> _What you should do_
Return the lines from the one with "TypeScript and Tailwind CSS." through the one with "string; b?: boolean", exactly as they appear and with no pictures.

> _Stored data_
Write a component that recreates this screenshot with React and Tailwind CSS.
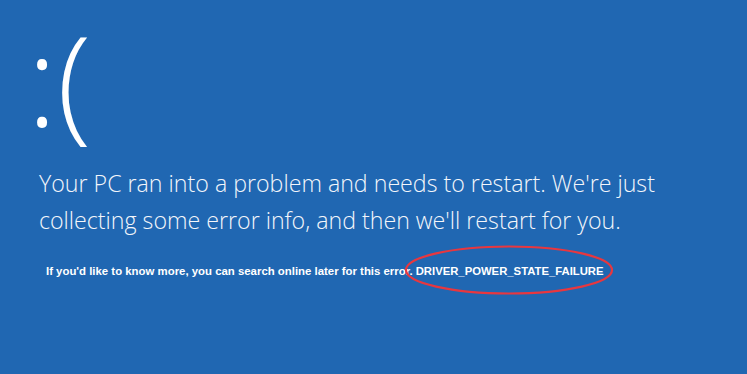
const App = () => {
  return (
    <div className="w-[747px] h-[374px] bg-[#2067b2] text-white overflow-hidden">
      <div className="pl-[27px]">
        <div
          className="text-[126px] leading-[1.25] font-light"
          style={{ fontFamily: '"Open Sans", "DejaVu Sans", sans-serif' }}
        >
          :(
        </div>
      </div>
      <div
        className="pl-[39px] pt-[7.5px] text-[23.2px] leading-[37px] font-light text-[#f3f6fb]"
        style={{ fontFamily: '"Open Sans", "DejaVu Sans", sans-serif' }}
      >
        <p>Your PC ran into a problem and needs to restart. We're just</p>
        <p>collecting some error info, and then we'll restart for you.</p>
      </div>
      <div
        className="pl-[46px] pt-[24px] text-[11.4px] font-bold flex items-center"
        style={{ fontFamily: '"Liberation Sans", Arial, sans-serif' }}
      >
        <span>If you'd like to know more, you can search online later for this error.</span>
        <span className="relative ml-[3px] text-[11.3px]">
          DRIVER_POWER_STATE_FAILURE
          <svg
            className="absolute left-[-12px] top-[-19px]"
            width="210"
            height="52"
            viewBox="0 0 210 52"
          >
            <ellipse cx="105" cy="26" rx="103" ry="23.5" fill="none" stroke="#e8373f" strokeWidth="2.2" />
          </svg>
        </span>
      </div>
    </div>
  );
};

export default App;
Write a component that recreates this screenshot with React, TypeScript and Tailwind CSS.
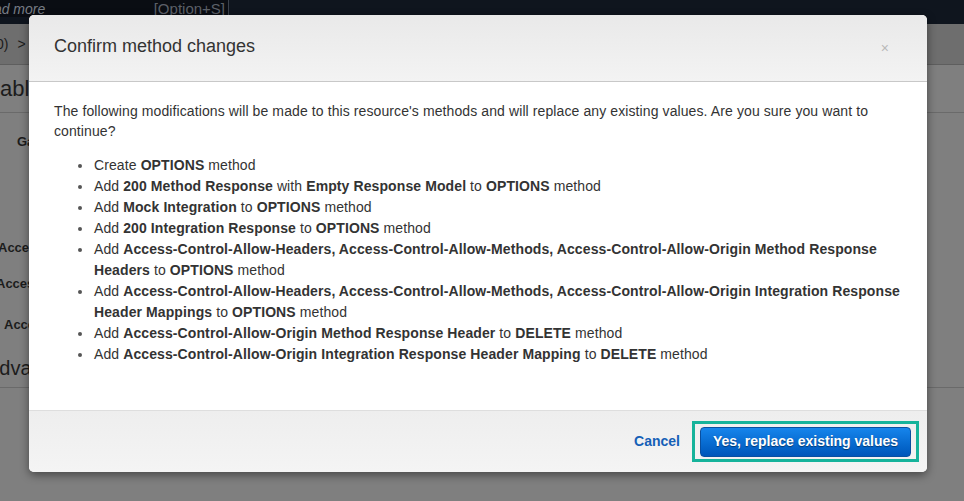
import React from 'react';

const font = { fontFamily: '"Liberation Sans", Helvetica, Arial, sans-serif' };

type Part = { t: string; b?: boolean };

const items: Part[][] = [
  [{ t: 'Create ' }, { t: 'OPTIONS', b: true }, { t: ' method' }],
  [
    { t: 'Add ' },
    { t: '200 Method Response', b: true },
    { t: ' with ' },
    { t: 'Empty Response Model', b: true },
    { t: ' to ' },
    { t: 'OPTIONS', b: true },
    { t: ' method' },
  ],
  [{ t: 'Add ' }, { t: 'Mock Integration', b: true }, { t: ' to ' }, { t: 'OPTIONS', b: true }, { t: ' method' }],
  [{ t: 'Add ' }, { t: '200 Integration Response', b: true }, { t: ' to ' }, { t: 'OPTIONS', b: true }, { t: ' method' }],
  [
    { t: 'Add ' },
    { t: 'Access-Control-Allow-Headers, Access-Control-Allow-Methods, Access-Control-Allow-Origin Method Response Headers', b: true },
    { t: ' to ' },
    { t: 'OPTIONS', b: true },
    { t: ' method' },
  ],
  [
    { t: 'Add ' },
    { t: 'Access-Control-Allow-Headers, Access-Control-Allow-Methods, Access-Control-Allow-Origin Integration Response Header Mappings', b: true },
    { t: ' to ' },
    { t: 'OPTIONS', b: true },
    { t: ' method' },
  ],
  [
    { t: 'Add ' },
    { t: 'Access-Control-Allow-Origin Method Response Header', b: true },
    { t: ' to ' },
    { t: 'DELETE', b: true },
    { t: ' method' },
  ],
  [
    { t: 'Add ' },
    { t: 'Access-Control-Allow-Origin Integration Response Header Mapping', b: true },
    { t: ' to ' },
    { t: 'DELETE', b: true },
    { t: ' method' },
  ],
];

function Background() {
  return (
    <div className="flex flex-col h-full text-[#1c1c1c]">
      {/* top nav */}
      <div className="h-[24px] bg-[#0f151e] flex items-start shrink-0">
        <div className="w-[229px] h-[17px] bg-[#0a0d13] border-r border-[#3b414b] flex items-center justify-between pr-[3px] overflow-hidden">
          <span className="italic text-[14px] text-[#777c84] -ml-[24px] leading-none">Read more</span>
          <span className="text-[15px] text-[#5c6068] leading-none">[Option+S]</span>
        </div>
      </div>
      {/* breadcrumb */}
      <div className="h-[41px] bg-[#6e6e6e] border-b border-[#5e5e5e] flex items-center shrink-0 overflow-hidden">
        <span className="text-[14px] -ml-[4px]">0)</span>
        <span className="text-[14px] ml-[9px]">&gt;</span>
      </div>
      {/* title */}
      <div className="h-[48px] border-b border-[#6a6a6a] flex items-center overflow-hidden shrink-0">
        <span className="text-[22px] -ml-[27px] whitespace-nowrap">Enable CORS</span>
      </div>
      {/* form */}
      <div className="h-[275px] border-b border-[#6a6a6a] overflow-hidden text-[13px] font-bold whitespace-nowrap shrink-0">
        <div className="mt-[19px] ml-[17px]">Gateway Responses</div>
        <div className="mt-[86px] -ml-[2px]">Access-Control-Allow-Methods</div>
        <div className="mt-[17px] -ml-[4px]">Access-Control-Allow-Headers</div>
        <div className="mt-[21px] ml-[4px]">Access-Control-Allow-Origin</div>
        <div className="mt-[19px] -ml-[14px] text-[20px] font-normal">Advanced</div>
      </div>
      <div className="flex-1" />
    </div>
  );
}

export default function App() {
  return (
    <div className="relative w-[964px] h-[501px] overflow-hidden bg-[#7f7f7f]" style={font}>
      <Background />

      {/* Modal */}
      <div className="absolute left-[29px] top-[15px] w-[898px] h-[457px] flex flex-col bg-white rounded-[5px] overflow-hidden shadow-[0_3px_10px_rgba(0,0,0,0.45)]">
        <div className="h-[67px] shrink-0 flex items-start justify-between pl-[25px] pr-[38px] pt-[20px] bg-gradient-to-b from-[#e9e9e9] to-[#f3f3f3] border-b border-[#c8c8c8]">
          <h2 className="text-[18px] leading-[22px] text-[#333]">Confirm method changes</h2>
          <span className="text-[14px] leading-[22px] text-[#b9b9b9] mt-[2px]">×</span>
        </div>

        <div className="flex-1 px-[25px] pt-[19px] text-[14px] text-[#333] tracking-[0.1px]">
          <p className="leading-[20px]">
            The following modifications will be made to this resource's methods and will replace any existing values. Are you sure you want to continue?
          </p>
          <ul className="mt-[14px] pl-[24px]">
            {items.map((parts, i) => (
              <li key={i} className="flex leading-[21px]">
                <span className="w-[16px] h-[21px] shrink-0 flex items-center">
                  <span className="w-[4px] h-[4px] rounded-full bg-[#555]" />
                </span>
                <span>
                  {parts.map((p, j) =>
                    p.b ? (
                      <b key={j} className="font-bold">
                        {p.t}
                      </b>
                    ) : (
                      <React.Fragment key={j}>{p.t}</React.Fragment>
                    )
                  )}
                </span>
              </li>
            ))}
          </ul>
        </div>

        <div className="h-[62px] shrink-0 flex items-center justify-end pr-[8px] bg-gradient-to-b from-[#eeeeee] to-[#f4f4f4] border-t border-[#dedede]">
          <button className="text-[14px] font-bold text-[#1560b7] mr-[12px]">Cancel</button>
          <div className="w-[227px] h-[41px] border-[3px] border-[#16b39b] flex items-center justify-center">
            <button className="w-[211px] h-[30px] rounded-[4px] border border-[#0a4f9f] bg-gradient-to-b from-[#1685ec] to-[#0056ba] text-white text-[14px] font-bold [text-shadow:0_1px_1px_rgba(0,0,0,0.45)]">
              Yes, replace existing values
            </button>
          </div>
        </div>
      </div>
    </div>
  );
}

> _Exercise response_
Write a component that recreates this screenshot with React, TypeScript and Tailwind CSS.
import React from 'react';

const font = { fontFamily: '"Liberation Sans", Helvetica, Arial, sans-serif' };

type Part = { t: string; b?: boolean };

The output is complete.